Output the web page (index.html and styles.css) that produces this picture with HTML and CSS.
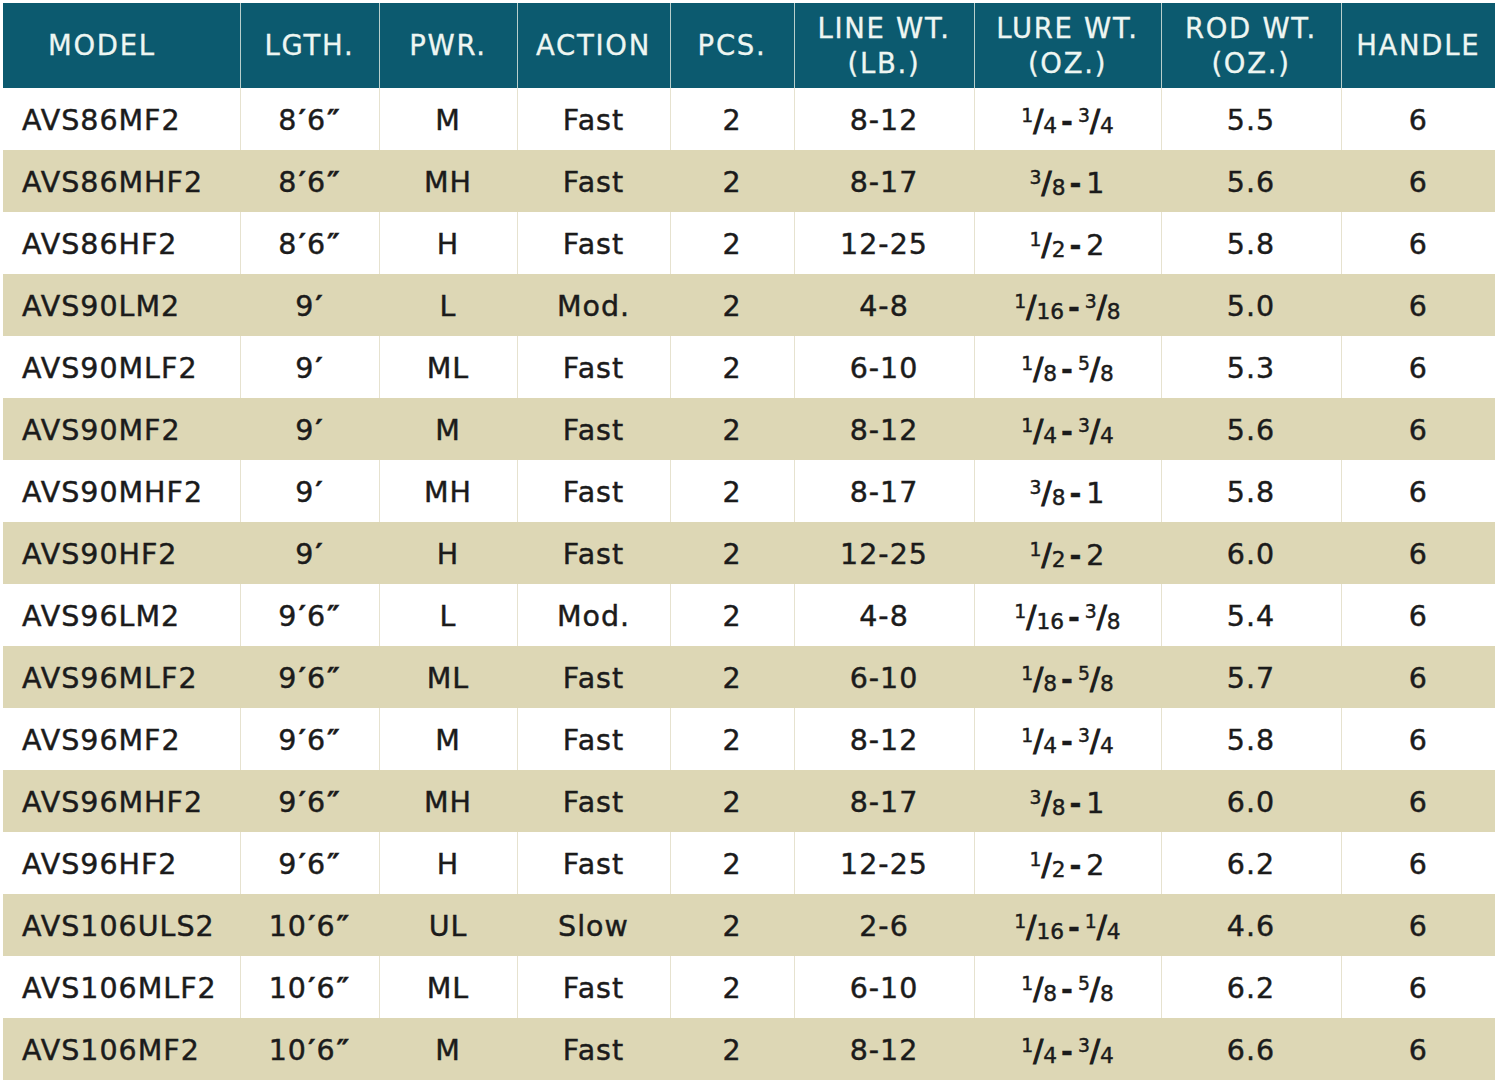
FILE: index.html
```html
<!DOCTYPE html>
<html>
<head>
<meta charset="utf-8">
<link rel="stylesheet" href="styles.css">
</head>
<body>
<table class="specs">
<colgroup>
<col class="c1"><col class="c2"><col class="c3"><col class="c4"><col class="c5"><col class="c6"><col class="c7"><col class="c8"><col class="c9">
</colgroup>
<thead>
<tr>
<th class="left">MODEL</th><th>LGTH.</th><th>PWR.</th><th>ACTION</th><th>PCS.</th><th>LINE WT.<br>(LB.)</th><th>LURE WT.<br>(OZ.)</th><th>ROD WT.<br>(OZ.)</th><th>HANDLE</th>
</tr>
</thead>
<tbody>
<tr><td class="left">AVS86MF2</td><td>8<span class="pr">′</span>6<span class="pr">″</span></td><td>M</td><td>Fast</td><td>2</td><td>8-12</td><td><span class="fr"><span class="nu">1</span><span class="sl">/</span><span class="de">4</span></span><span class="dash">-</span><span class="fr"><span class="nu">3</span><span class="sl">/</span><span class="de">4</span></span></td><td>5.5</td><td>6</td></tr>
<tr><td class="left">AVS86MHF2</td><td>8<span class="pr">′</span>6<span class="pr">″</span></td><td>MH</td><td>Fast</td><td>2</td><td>8-17</td><td><span class="fr"><span class="nu">3</span><span class="sl">/</span><span class="de">8</span></span><span class="dash">-</span>1</td><td>5.6</td><td>6</td></tr>
<tr><td class="left">AVS86HF2</td><td>8<span class="pr">′</span>6<span class="pr">″</span></td><td>H</td><td>Fast</td><td>2</td><td>12-25</td><td><span class="fr"><span class="nu">1</span><span class="sl">/</span><span class="de">2</span></span><span class="dash">-</span>2</td><td>5.8</td><td>6</td></tr>
<tr><td class="left">AVS90LM2</td><td>9<span class="pr">′</span></td><td>L</td><td>Mod.</td><td>2</td><td>4-8</td><td><span class="fr"><span class="nu">1</span><span class="sl">/</span><span class="de">16</span></span><span class="dash">-</span><span class="fr"><span class="nu">3</span><span class="sl">/</span><span class="de">8</span></span></td><td>5.0</td><td>6</td></tr>
<tr><td class="left">AVS90MLF2</td><td>9<span class="pr">′</span></td><td>ML</td><td>Fast</td><td>2</td><td>6-10</td><td><span class="fr"><span class="nu">1</span><span class="sl">/</span><span class="de">8</span></span><span class="dash">-</span><span class="fr"><span class="nu">5</span><span class="sl">/</span><span class="de">8</span></span></td><td>5.3</td><td>6</td></tr>
<tr><td class="left">AVS90MF2</td><td>9<span class="pr">′</span></td><td>M</td><td>Fast</td><td>2</td><td>8-12</td><td><span class="fr"><span class="nu">1</span><span class="sl">/</span><span class="de">4</span></span><span class="dash">-</span><span class="fr"><span class="nu">3</span><span class="sl">/</span><span class="de">4</span></span></td><td>5.6</td><td>6</td></tr>
<tr><td class="left">AVS90MHF2</td><td>9<span class="pr">′</span></td><td>MH</td><td>Fast</td><td>2</td><td>8-17</td><td><span class="fr"><span class="nu">3</span><span class="sl">/</span><span class="de">8</span></span><span class="dash">-</span>1</td><td>5.8</td><td>6</td></tr>
<tr><td class="left">AVS90HF2</td><td>9<span class="pr">′</span></td><td>H</td><td>Fast</td><td>2</td><td>12-25</td><td><span class="fr"><span class="nu">1</span><span class="sl">/</span><span class="de">2</span></span><span class="dash">-</span>2</td><td>6.0</td><td>6</td></tr>
<tr><td class="left">AVS96LM2</td><td>9<span class="pr">′</span>6<span class="pr">″</span></td><td>L</td><td>Mod.</td><td>2</td><td>4-8</td><td><span class="fr"><span class="nu">1</span><span class="sl">/</span><span class="de">16</span></span><span class="dash">-</span><span class="fr"><span class="nu">3</span><span class="sl">/</span><span class="de">8</span></span></td><td>5.4</td><td>6</td></tr>
<tr><td class="left">AVS96MLF2</td><td>9<span class="pr">′</span>6<span class="pr">″</span></td><td>ML</td><td>Fast</td><td>2</td><td>6-10</td><td><span class="fr"><span class="nu">1</span><span class="sl">/</span><span class="de">8</span></span><span class="dash">-</span><span class="fr"><span class="nu">5</span><span class="sl">/</span><span class="de">8</span></span></td><td>5.7</td><td>6</td></tr>
<tr><td class="left">AVS96MF2</td><td>9<span class="pr">′</span>6<span class="pr">″</span></td><td>M</td><td>Fast</td><td>2</td><td>8-12</td><td><span class="fr"><span class="nu">1</span><span class="sl">/</span><span class="de">4</span></span><span class="dash">-</span><span class="fr"><span class="nu">3</span><span class="sl">/</span><span class="de">4</span></span></td><td>5.8</td><td>6</td></tr>
<tr><td class="left">AVS96MHF2</td><td>9<span class="pr">′</span>6<span class="pr">″</span></td><td>MH</td><td>Fast</td><td>2</td><td>8-17</td><td><span class="fr"><span class="nu">3</span><span class="sl">/</span><span class="de">8</span></span><span class="dash">-</span>1</td><td>6.0</td><td>6</td></tr>
<tr><td class="left">AVS96HF2</td><td>9<span class="pr">′</span>6<span class="pr">″</span></td><td>H</td><td>Fast</td><td>2</td><td>12-25</td><td><span class="fr"><span class="nu">1</span><span class="sl">/</span><span class="de">2</span></span><span class="dash">-</span>2</td><td>6.2</td><td>6</td></tr>
<tr><td class="left">AVS106ULS2</td><td>10<span class="pr">′</span>6<span class="pr">″</span></td><td>UL</td><td>Slow</td><td>2</td><td>2-6</td><td><span class="fr"><span class="nu">1</span><span class="sl">/</span><span class="de">16</span></span><span class="dash">-</span><span class="fr"><span class="nu">1</span><span class="sl">/</span><span class="de">4</span></span></td><td>4.6</td><td>6</td></tr>
<tr><td class="left">AVS106MLF2</td><td>10<span class="pr">′</span>6<span class="pr">″</span></td><td>ML</td><td>Fast</td><td>2</td><td>6-10</td><td><span class="fr"><span class="nu">1</span><span class="sl">/</span><span class="de">8</span></span><span class="dash">-</span><span class="fr"><span class="nu">5</span><span class="sl">/</span><span class="de">8</span></span></td><td>6.2</td><td>6</td></tr>
<tr><td class="left">AVS106MF2</td><td>10<span class="pr">′</span>6<span class="pr">″</span></td><td>M</td><td>Fast</td><td>2</td><td>8-12</td><td><span class="fr"><span class="nu">1</span><span class="sl">/</span><span class="de">4</span></span><span class="dash">-</span><span class="fr"><span class="nu">3</span><span class="sl">/</span><span class="de">4</span></span></td><td>6.6</td><td>6</td></tr>
</tbody>
</table>
</body>
</html>
```
FILE: styles.css
```css
html, body {
  margin: 0;
  padding: 0;
  background: #ffffff;
}
body {
  padding: 3px 0 0 3px;
  font-family: "DejaVu Sans", "Liberation Sans", sans-serif;
}
.specs {
  border-collapse: collapse;
  table-layout: fixed;
  width: 1492px;
}
.c1 { width: 237px; }
.c2 { width: 139px; }
.c3 { width: 138px; }
.c4 { width: 153px; }
.c5 { width: 124px; }
.c6 { width: 180px; }
.c7 { width: 187px; }
.c8 { width: 180px; }
.c9 { width: 154px; }

.specs th {
  background: #0c5a6f;
  color: #eef6f2;
  font-weight: normal;
  font-size: 27.5px;
  letter-spacing: 1.7px;
  line-height: 35px;
  height: 85px;
  padding: 0;
  text-align: center;
  vertical-align: middle;
  border-left: 1px solid #b9cfcc;
  white-space: nowrap;
  -webkit-text-stroke: 0.3px #eef6f2;
}
.specs th:first-child { border-left: none; }
.specs th.left { text-align: left; padding-left: 45px; }

.specs td {
  height: 62px;
  padding: 3px 0 0 0;
  box-sizing: border-box;
  font-size: 28.5px;
  letter-spacing: 1px;
  color: #1b1b1b;
  text-align: center;
  vertical-align: middle;
  border-left: 1px solid #e6e2cf;
  white-space: nowrap;
  -webkit-text-stroke: 0.45px #1b1b1b;
}
.specs td:first-child { border-left: none; }
.specs td.left { text-align: left; padding-left: 19px; }

.specs tbody tr:nth-child(even) td {
  background: #ddd7b5;
  border-left-color: #ddd7b5;
}

.pr {
  font-weight: bold;
  letter-spacing: 0;
  margin: 0 1px;
}
.fr { letter-spacing: 0; }
.nu {
  font-size: 0.66em;
  vertical-align: 0.46em;
}
.sl {
  font-size: 1.05em;
  -webkit-text-stroke: 1px #1b1b1b;
}
.de {
  font-size: 0.76em;
  vertical-align: -0.08em;
}
.dash { margin: 0 4px; font-weight: bold; }
```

◇ ◇ ◇

*WRITTEN REQUEST:*
Gather all lines from the listing above in which "styles" occurs.

*THE COMPLETED TASK:*
Output the web page (index.html and styles.css) that produces this picture with HTML and CSS.
<link rel="stylesheet" href="styles.css">
FILE: styles.css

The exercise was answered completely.